At 4 p.m. it’s time for the men’s finals. The five remaining kayakers—including Troutman and E.J., who’s the oldest by 15 years—have three chances each to land their biggest moves; the paddler with the single highest-scoring ride wins. E.J., bobbing in the eddy in his canary-yellow Jackson All-Star, blows a kiss to Kristine, then grabs the tow rope, which is looped around a tree at the river’s edge, and leans hard into the current. Skimming across the water, he beams up at the judge’s booth and his family and several hundred spectators. Then he lets go, dropping off into the top of Buseater and into a smooth, high-speed sequence of back- and front flips, spinning blunts and Pan-Ams, and a McNasty. All of the attendant drama of the past few days and years—his close calls and flushes, diligent strategizing, and obsession with branding victory—dissipates as he makes every move.
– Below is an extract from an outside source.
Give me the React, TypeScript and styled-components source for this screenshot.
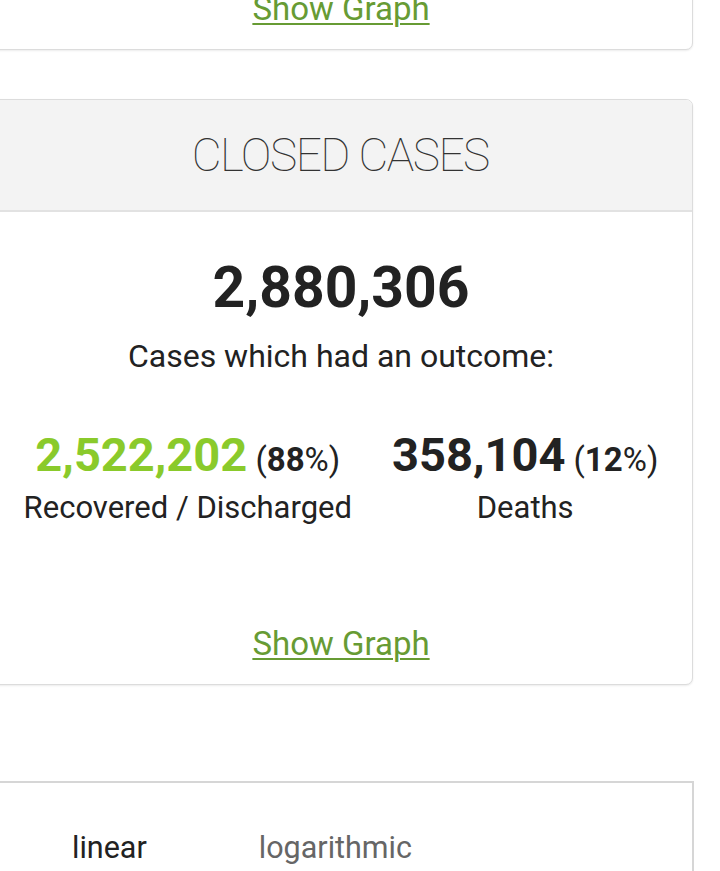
import React from "react";
import styled, { createGlobalStyle } from "styled-components";

const Global = createGlobalStyle`
  html, body { margin: 0; padding: 0; background: #fff; }
  body { overflow: hidden; font-family: Roboto, "Liberation Sans", Arial, sans-serif; color: #222; }
`;

const Page = styled.div`
  width: 720px;
  height: 871px;
  overflow: hidden;
`;

const Card = styled.div`
  margin-left: -11px;
  width: 704px;
  box-sizing: border-box;
  background: #fff;
  border: 1px solid #dcdcdc;
  border-radius: 7px;
  box-shadow: 0 1px 2px rgba(0, 0, 0, 0.08);
  text-align: center;
  overflow: hidden;
`;

const TopCard = styled(Card)`
  margin-top: -34px;
  padding-top: 22px;
`;

const ClosedCard = styled(Card)`
  margin-top: 49px;
`;

const Header = styled.div`
  background: #f3f3f3;
  border-bottom: 2px solid #e2e2e2;
  padding: 33px 0 32px;
`;

const Title = styled.h3`
  margin: 0;
  font-size: 46px;
  line-height: 45px;
  font-weight: 100;
  color: #333;
  font-stretch: 88%;
  letter-spacing: -1.5px;
  text-indent: -1.5px;
`;

const Body = styled.div`
  padding-top: 47px;
`;

const BigNumber = styled.div`
  font-size: 57px;
  line-height: 57px;
  font-weight: 700;
  color: #222;
`;

const Subtitle = styled.div`
  margin-top: 22px;
  font-size: 32px;
  line-height: 37px;
  color: #222;
`;

const Stats = styled.div`
  margin-top: 56px;
  display: flex;
  justify-content: center;
  gap: 40px;
`;

const Stat = styled.div`
  display: flex;
  flex-direction: column;
  align-items: center;
`;

const StatNumber = styled.div`
  font-size: 33px;
  line-height: 48px;
  white-space: nowrap;
  color: #222;
`;

const Figure = styled.span<{ $color: string }>`
  font-size: 47px;
  font-weight: 700;
  color: ${(p) => p.$color};
`;

const Pct = styled.strong`
  font-weight: 700;
`;

const StatLabel = styled.div`
  margin-top: 6px;
  font-size: 31px;
  line-height: 36px;
  color: #222;
  white-space: nowrap;
`;

const GraphLink = styled.a<{ $gap?: number }>`
  display: block;
  width: max-content;
  margin: ${(p) => p.$gap ?? 0}px auto 0;
  padding-bottom: 21px;
  font-size: 33px;
  line-height: 39px;
  color: #679b34;
  text-decoration: underline;
  text-underline-offset: 3px;
  text-decoration-thickness: 2px;
  cursor: pointer;
`;

const ChartCard = styled.div`
  margin-top: 96px;
  margin-left: -11px;
  width: 705px;
  height: 200px;
  box-sizing: border-box;
  border: 2px solid #d6d6d6;
  background: #fff;
  padding: 47px 0 0 81px;
  display: flex;
  gap: 112px;
`;

const Tab = styled.span<{ $active?: boolean }>`
  font-size: 30.5px;
  line-height: 36px;
  color: ${(p) => (p.$active ? "#222" : "#666")};
`;

export default function App() {
  return (
    <>
      <Global />
      <Page>
        <TopCard>
          <GraphLink>Show Graph</GraphLink>
        </TopCard>
        <ClosedCard>
          <Header>
            <Title>CLOSED CASES</Title>
          </Header>
          <Body>
            <BigNumber>2,880,306</BigNumber>
            <Subtitle>Cases which had an outcome:</Subtitle>
            <Stats>
              <Stat>
                <StatNumber>
                  <Figure $color="#8aca2b">2,522,202</Figure> (<Pct>88</Pct>%)
                </StatNumber>
                <StatLabel>Recovered / Discharged</StatLabel>
              </Stat>
              <Stat>
                <StatNumber>
                  <Figure $color="#222">358,104</Figure> (<Pct>12</Pct>%)
                </StatNumber>
                <StatLabel>Deaths</StatLabel>
              </Stat>
            </Stats>
            <GraphLink $gap={98}>Show Graph</GraphLink>
          </Body>
        </ClosedCard>
        <ChartCard>
          <Tab $active>linear</Tab>
          <Tab>logarithmic</Tab>
        </ChartCard>
      </Page>
    </>
  );
}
After E.J. has won his fourth world title, surprising everyone and no one, and Nick has finished third in his first world championships, and E.J. has taken his victory lap on Buseater—surfing it without a paddle—and Kristine has allowed herself one small breath of relief, the Jacksons regroup at the farmhouse. I’m expecting a blowout party (that will come later), but for now it’s family life as usual: folded laundry and video cameras on the dining-room table, footage to edit, and scores to report. Only E.J., sporting a skinny checkerboard tie, matching slip-on Vans, and a pleased, Peter Pan grin, looks truly relaxed. “I’m never nervous in the end,” he tells me. “If I made it that far, it means I got to play the whole way.”